> **Task**: Copy each line below in which the word "React" occurs.

> **Data section**:

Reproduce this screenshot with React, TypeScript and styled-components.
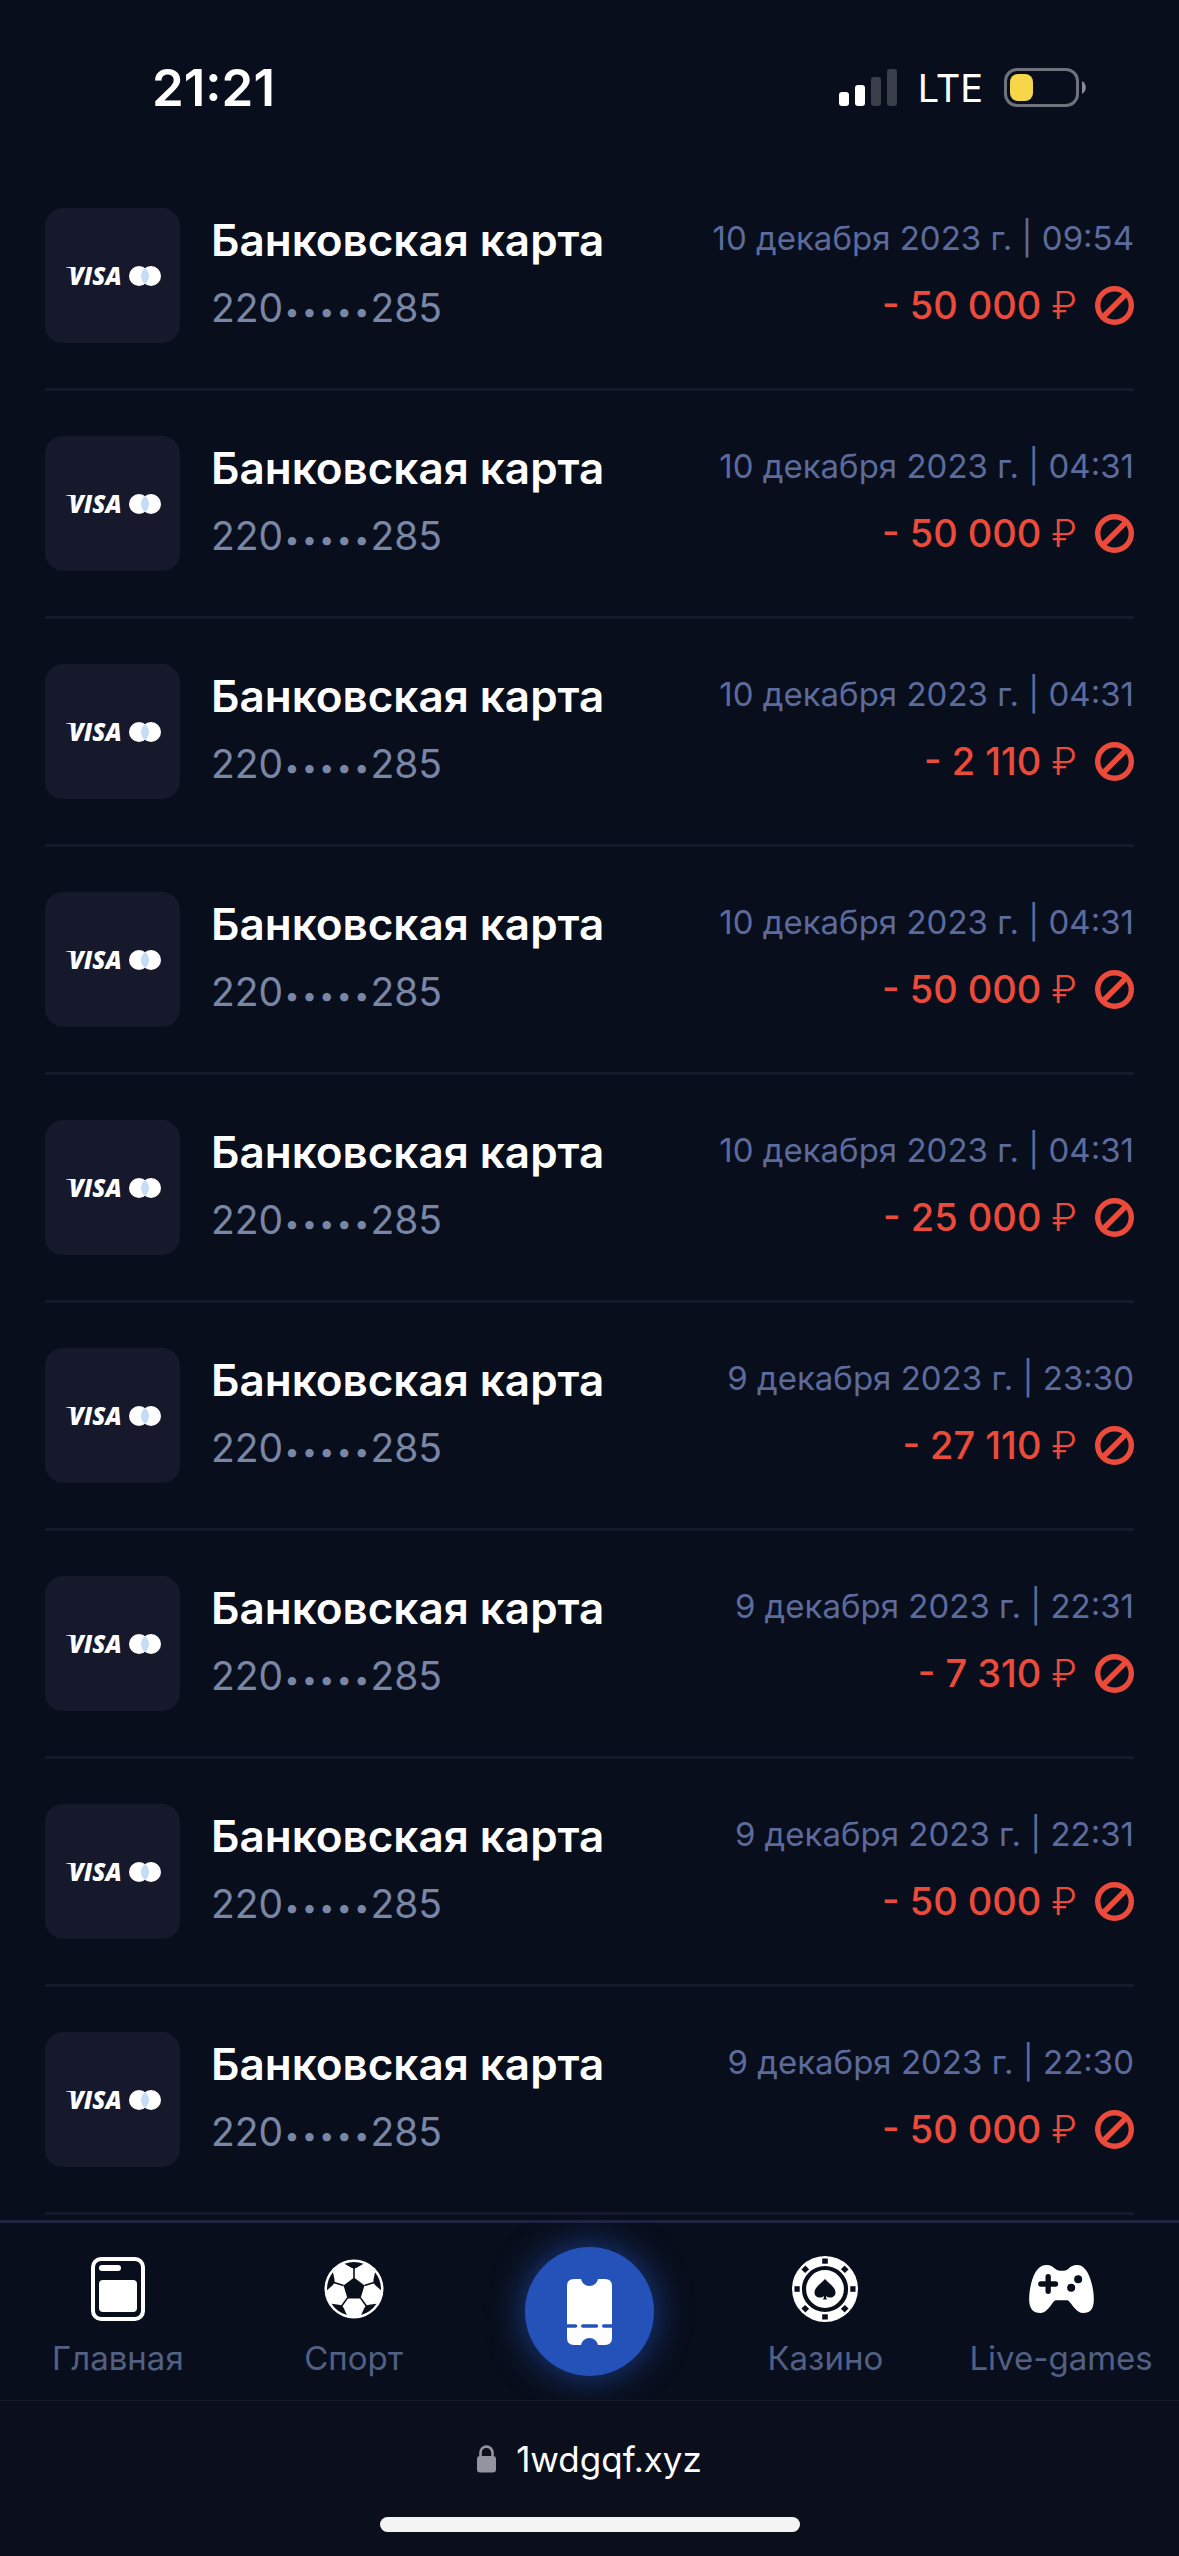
import React from "react";
import styled, { createGlobalStyle } from "styled-components";

const color = {
  page: "#080e1b",
  tile: "#15192b",
  navBorder: "#20243f",
  text: "#ffffff",
  card: "#7986a6",
  date: "#5c6b9c",
  nav: "#526085",
  danger: "#ec4b3c",
  accent: "#2452b9",
};

const GlobalStyle = createGlobalStyle`
  *, *::before, *::after { box-sizing: border-box; }
  body {
    margin: 0;
    background: ${color.page};
    color: ${color.text};
    font-family: Inter, "Noto Sans", sans-serif;
  }
`;

const Page = styled.div`
  display: flex;
  flex-direction: column;
  min-height: 100vh;
`;

const StatusBar = styled.header`
  display: flex;
  align-items: center;
  justify-content: space-between;
  height: 163px;
  padding: 12px 93px 0 152px;
`;

const Clock = styled.time`
  font-size: 51px;
  font-weight: 600;
  line-height: 64px;
`;

const Indicators = styled.div`
  display: flex;
  align-items: center;
  gap: 21px;
`;

const Network = styled.span`
  font-size: 38px;
  font-weight: 400;
  line-height: 48px;
`;

const List = styled.ul`
  list-style: none;
  margin: 0 0 5px;
  padding: 0 45px;
`;

const Row = styled.li`
  display: flex;
  gap: 31px;
  padding: 45px 0;
  border-bottom: 3px solid ${color.tile};
`;

const Tile = styled.div`
  display: flex;
  align-items: center;
  justify-content: center;
  flex: none;
  width: 135px;
  height: 135px;
  border-radius: 18px;
  background: ${color.tile};
`;

const Method = styled.div`
  display: flex;
  flex-direction: column;
  flex: 1;
  gap: 4px;
  min-width: 0;
`;

const Title = styled.h2`
  margin: 0;
  font-size: 44px;
  font-weight: 600;
  line-height: 64px;
  white-space: nowrap;
`;

const CardNumber = styled.span`
  color: ${color.card};
  font-size: 39px;
  line-height: 64px;
  white-space: nowrap;
`;

const Mask = styled.span`
  font-size: 31px;
  font-weight: 300;
`;

const Summary = styled.div`
  display: flex;
  flex-direction: column;
  align-items: flex-end;
  gap: 7px;
`;

const DateText = styled.time`
  color: ${color.date};
  font-size: 33px;
  line-height: 60px;
  white-space: nowrap;
`;

const Amount = styled.div`
  display: flex;
  align-items: center;
  gap: 18px;
  color: ${color.danger};
  font-size: 38px;
  font-weight: 500;
  line-height: 60px;
  white-space: nowrap;
`;

const Currency = styled.span`
  font-weight: 300;
`;

const Nav = styled.nav`
  display: grid;
  grid-template-columns: repeat(5, 1fr);
  height: 180px;
  margin-top: auto;
  border-top: 3px solid ${color.navBorder};
`;

const NavItem = styled.a`
  display: flex;
  flex-direction: column;
  align-items: center;
  gap: 16px;
  padding-top: 33px;
  color: ${color.nav};
  font-size: 33px;
  line-height: 40px;
  text-decoration: none;
  white-space: nowrap;
`;

const IconBox = styled.span`
  display: flex;
  align-items: center;
  justify-content: center;
  height: 66px;
`;

const CouponButton = styled.button`
  display: flex;
  align-items: center;
  justify-content: center;
  place-self: center;
  width: 129px;
  height: 129px;
  padding: 0;
  border: 0;
  border-radius: 50%;
  background: ${color.accent};
  box-shadow: 0 0 36px rgba(36, 82, 185, 0.75);
`;

const BrowserBar = styled.footer`
  display: flex;
  flex-direction: column;
  align-items: center;
  height: 156px;
  padding-top: 34px;
  border-top: 1px solid #161927;
  background: #0a0f1b;
`;

const Address = styled.a`
  display: flex;
  align-items: center;
  gap: 20px;
  color: ${color.text};
  font-size: 35px;
  line-height: 48px;
  text-decoration: none;
`;

const HomeIndicator = styled.div`
  width: 420px;
  height: 15px;
  margin-top: 34px;
  border-radius: 8px;
  background: #f4f4f4;
`;

const SignalIcon = () => (
  <svg width="58" height="37" viewBox="0 0 58 37" aria-hidden="true">
    <rect x="0" y="23" width="10" height="14" rx="3" fill="#fff" />
    <rect x="16" y="16" width="10" height="21" rx="3" fill="#fff" />
    <rect x="32" y="8" width="10" height="29" rx="3" fill="#3b3f49" />
    <rect x="48" y="0" width="10" height="37" rx="3" fill="#3b3f49" />
  </svg>
);

const BatteryIcon = () => (
  <svg width="82" height="39" viewBox="0 0 82 39" aria-hidden="true">
    <rect x="1.5" y="1.5" width="72" height="36" rx="11.5" fill="none" stroke="#6f727b" strokeWidth="3" />
    <rect x="6" y="6" width="23" height="27" rx="8" fill="#f8d64a" />
    <path d="M78 13c5 2.500 5 10.500 0 13z" fill="#8b8d94" />
  </svg>
);

const CardLogos = () => (
  <svg width="96" height="44" viewBox="0 -10 96 44" role="img" aria-label="Visa, Mastercard">
    <path d="M1 3h9l1 3C7 4 4 4 1 3.500z" fill="#fff" />
    <text x="4" y="21" fill="#fff" fontFamily="Open Sans" fontSize="24" fontWeight="800" fontStyle="italic">
      VISA
    </text>
    <circle cx="74" cy="12" r="10" fill="#fff" />
    <circle cx="86" cy="12" r="10" fill="#fff" />
    <path d="M80 4a10 10 0 0 1 0 16a10 10 0 0 1 0-16z" fill="#c5dcf6" />
  </svg>
);

const DeclinedIcon = () => (
  <svg width="39" height="39" viewBox="0 0 39 39" fill="none" stroke={color.danger} strokeWidth="5.4" role="img" aria-label="Отклонено">
    <circle cx="19.5" cy="19.5" r="16.8" />
    <path d="M8 31L31 8" />
  </svg>
);

const HomeIcon = () => (
  <svg width="54" height="64" viewBox="0 0 54 64" aria-hidden="true">
    <rect x="2" y="2" width="50" height="60" rx="8" fill="none" stroke="#fff" strokeWidth="4" />
    <rect x="8" y="8" width="22" height="6" rx="3" fill="#fff" />
    <rect x="8" y="23" width="38" height="32" rx="4" fill="#fff" />
  </svg>
);

const BallIcon = () => (
  <svg width="60" height="60" viewBox="-30 -30 60 60" aria-hidden="true">
    <circle r="29.5" fill="#fff" />
    <path d="M0-11.500L10.500-3.600L6.500 9.600H-6.500L-10.500-3.600z" fill={color.page} />
    {[0, 72, 144, 216, 288].map((a) => (
      <g key={a} transform={`rotate(${a})`}>
        <path d="M0-11V-21" stroke={color.page} strokeWidth="1.6" />
        <path d="M0-20.300L-3-21.500L-9.500-25.200A27 27 0 0 1 9.500-25.200L3-21.500z" fill={color.page} />
      </g>
    ))}
  </svg>
);

const CouponIcon = () => (
  <svg width="45" height="66" viewBox="0 0 45 66" aria-hidden="true">
    <path
      d="M7 0H14C15 4 18 7 22.500 7S30 4 31 0H38Q45 0 45 7V59Q45 66 38 66H31C30 62 27 59 22.500 59S15 62 14 66H7Q0 66 0 59V7Q0 0 7 0z"
      fill="#fff"
    />
    <path d="M0 47H8.500M15.800 47H29.400M36.800 47H45" stroke={color.accent} strokeWidth="3.6" strokeLinecap="round" />
  </svg>
);

const ChipIcon = () => (
  <svg width="66" height="66" viewBox="-33 -33 66 66" aria-hidden="true">
    <circle r="33" fill="#fff" />
    <circle r="21" fill="none" stroke={color.page} strokeWidth="4.2" />
    {[0, 45, 90, 135, 180, 225, 270, 315].map((a) => (
      <rect key={a} x="-2.800" y="-30.500" width="5.600" height="5.200" fill={color.page} transform={`rotate(${a})`} />
    ))}
    <path
      d="M0-10C3-6 10.500-2 10.500 3.500C10.500 8.500 4.500 10 1 7C1 8.500 1.500 9.500 2 10.500H-2C-1.500 9.500-1 8.500-1 7C-4.500 10-10.500 8.500-10.500 3.500C-10.500-2-3-6 0-10z"
      fill={color.page}
    />
  </svg>
);

const GamepadIcon = () => (
  <svg width="65" height="48" viewBox="0 0 194 144" aria-hidden="true">
    <path
      d="M50 0C66 0 72 6 80 13C88 19 108 19 116 13C124 5 130 0 146 0C176 0 194 60 194 104C194 130 184 144 162 144C144 144 134 126 122 112C118 107 116 106 110 106H84C78 106 76 107 72 112C60 128 50 144 34 144C12 144 0 130 0 104C0 60 16 0 50 0Z"
      fill="#fff"
    />
    <path d="M57 35V79M35 57H79" stroke={color.page} strokeWidth="16" strokeLinecap="round" />
    <circle cx="147" cy="43" r="12" fill={color.page} />
    <circle cx="126" cy="68" r="12" fill={color.page} />
  </svg>
);

const LockIcon = () => (
  <svg width="19" height="28" viewBox="0 0 19 28" aria-hidden="true">
    <path d="M3.500 13V8C3.500 -0.500 15.500 -0.500 15.500 8V13" fill="none" stroke="#9294a0" strokeWidth="2.600" />
    <rect y="11" width="19" height="16.500" rx="3" fill="#9294a0" />
  </svg>
);

const payments = [
  { date: "10 декабря 2023 г. | 09:54", amount: "50 000" },
  { date: "10 декабря 2023 г. | 04:31", amount: "50 000" },
  { date: "10 декабря 2023 г. | 04:31", amount: "2 110" },
  { date: "10 декабря 2023 г. | 04:31", amount: "50 000" },
  { date: "10 декабря 2023 г. | 04:31", amount: "25 000" },
  { date: "9 декабря 2023 г. | 23:30", amount: "27 110" },
  { date: "9 декабря 2023 г. | 22:31", amount: "7 310" },
  { date: "9 декабря 2023 г. | 22:31", amount: "50 000" },
  { date: "9 декабря 2023 г. | 22:30", amount: "50 000" },
];

const NavLink = ({ label, children }: { label: string; children: React.ReactNode }) => (
  <NavItem href="#">
    <IconBox>{children}</IconBox>
    {label}
  </NavItem>
);

export default function App() {
  return (
    <Page>
      <GlobalStyle />
      <StatusBar>
        <Clock>21:21</Clock>
        <Indicators>
          <SignalIcon />
          <Network>LTE</Network>
          <BatteryIcon />
        </Indicators>
      </StatusBar>
      <List>
        {payments.map((payment, index) => (
          <Row key={index}>
            <Tile>
              <CardLogos />
            </Tile>
            <Method>
              <Title>Банковская карта</Title>
              <CardNumber>
                220<Mask>•••••</Mask>285
              </CardNumber>
            </Method>
            <Summary>
              <DateText>{payment.date}</DateText>
              <Amount>
                <span>
                  - {payment.amount} <Currency>₽</Currency>
                </span>
                <DeclinedIcon />
              </Amount>
            </Summary>
          </Row>
        ))}
      </List>
      <Nav>
        <NavLink label="Главная">
          <HomeIcon />
        </NavLink>
        <NavLink label="Спорт">
          <BallIcon />
        </NavLink>
        <CouponButton type="button" aria-label="Купон">
          <CouponIcon />
        </CouponButton>
        <NavLink label="Казино">
          <ChipIcon />
        </NavLink>
        <NavLink label="Live-games">
          <GamepadIcon />
        </NavLink>
      </Nav>
      <BrowserBar>
        <Address href="#">
          <LockIcon />
          1wdgqf.xyz
        </Address>
        <HomeIndicator />
      </BrowserBar>
    </Page>
  );
}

> **Result**:
Reproduce this screenshot with React, TypeScript and styled-components.
import React from "react";
const NavLink = ({ label, children }: { label: string; children: React.ReactNode }) => (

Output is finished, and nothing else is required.